Aim of the exercise ::
Read the lines below. Copy out any that hold the string "React".

Provided entries ::
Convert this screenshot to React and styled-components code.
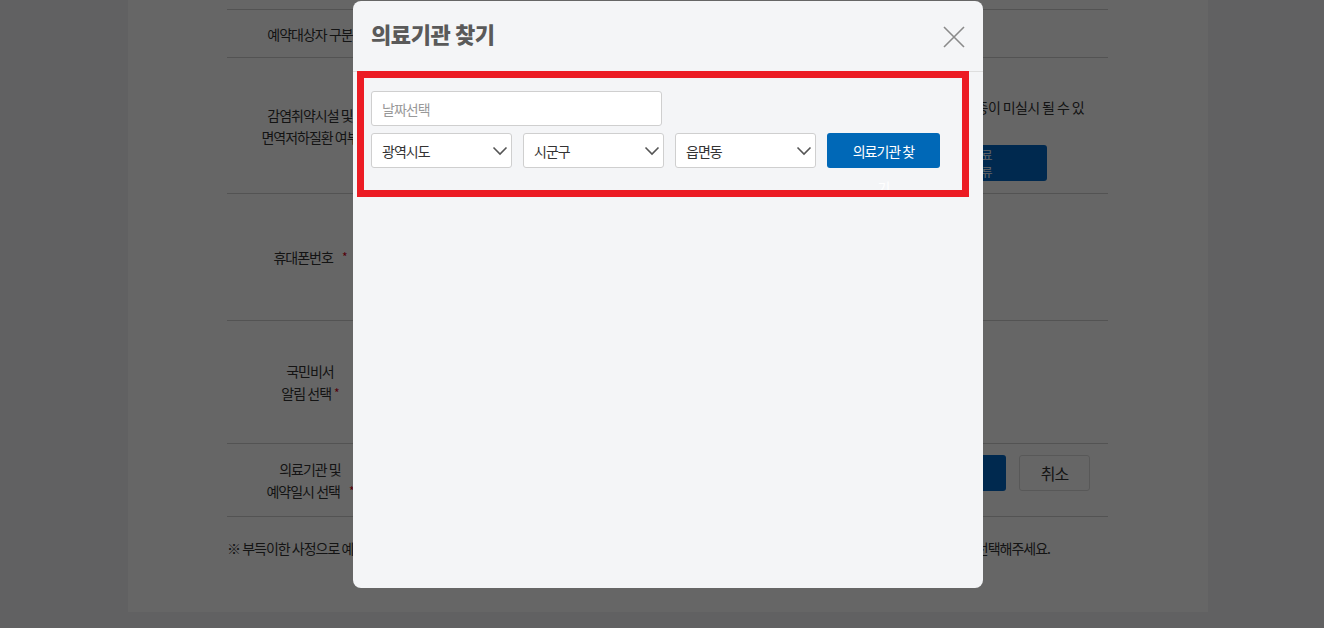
--
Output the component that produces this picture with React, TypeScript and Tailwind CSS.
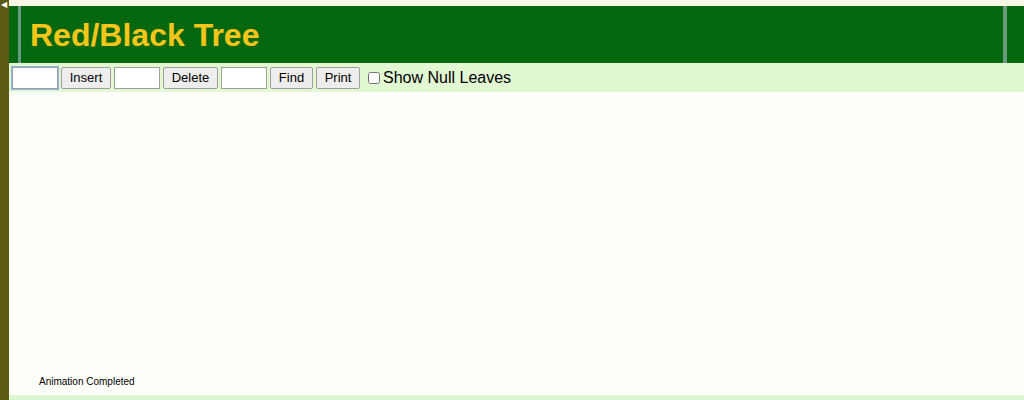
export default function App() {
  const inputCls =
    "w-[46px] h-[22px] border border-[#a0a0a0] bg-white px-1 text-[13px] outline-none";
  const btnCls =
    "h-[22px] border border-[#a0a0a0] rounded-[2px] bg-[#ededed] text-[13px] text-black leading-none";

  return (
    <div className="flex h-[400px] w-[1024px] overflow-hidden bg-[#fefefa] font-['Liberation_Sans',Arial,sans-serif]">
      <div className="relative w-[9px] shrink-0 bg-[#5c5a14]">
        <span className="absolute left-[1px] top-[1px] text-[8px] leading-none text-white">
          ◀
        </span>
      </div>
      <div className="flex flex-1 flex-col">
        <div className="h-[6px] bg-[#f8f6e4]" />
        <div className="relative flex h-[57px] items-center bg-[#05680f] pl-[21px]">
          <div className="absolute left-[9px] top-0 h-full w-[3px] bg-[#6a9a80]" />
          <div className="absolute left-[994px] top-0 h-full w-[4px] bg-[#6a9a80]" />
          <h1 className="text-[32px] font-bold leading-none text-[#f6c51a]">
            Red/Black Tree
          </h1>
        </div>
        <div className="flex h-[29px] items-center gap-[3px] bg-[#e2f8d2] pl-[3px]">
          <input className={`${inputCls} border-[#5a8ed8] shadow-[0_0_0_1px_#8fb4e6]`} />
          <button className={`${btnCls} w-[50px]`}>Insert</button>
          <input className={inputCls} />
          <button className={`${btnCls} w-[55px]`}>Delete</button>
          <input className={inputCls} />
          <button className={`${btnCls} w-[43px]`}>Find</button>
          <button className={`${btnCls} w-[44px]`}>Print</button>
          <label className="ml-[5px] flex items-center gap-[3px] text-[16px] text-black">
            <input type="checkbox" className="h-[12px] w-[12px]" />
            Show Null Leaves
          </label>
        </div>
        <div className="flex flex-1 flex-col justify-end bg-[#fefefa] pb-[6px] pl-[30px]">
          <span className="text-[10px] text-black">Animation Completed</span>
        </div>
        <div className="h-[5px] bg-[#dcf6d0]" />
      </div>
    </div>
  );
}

The answer ::
Convert this screenshot to React and styled-components code.
Output the component that produces this picture with React, TypeScript and Tailwind CSS.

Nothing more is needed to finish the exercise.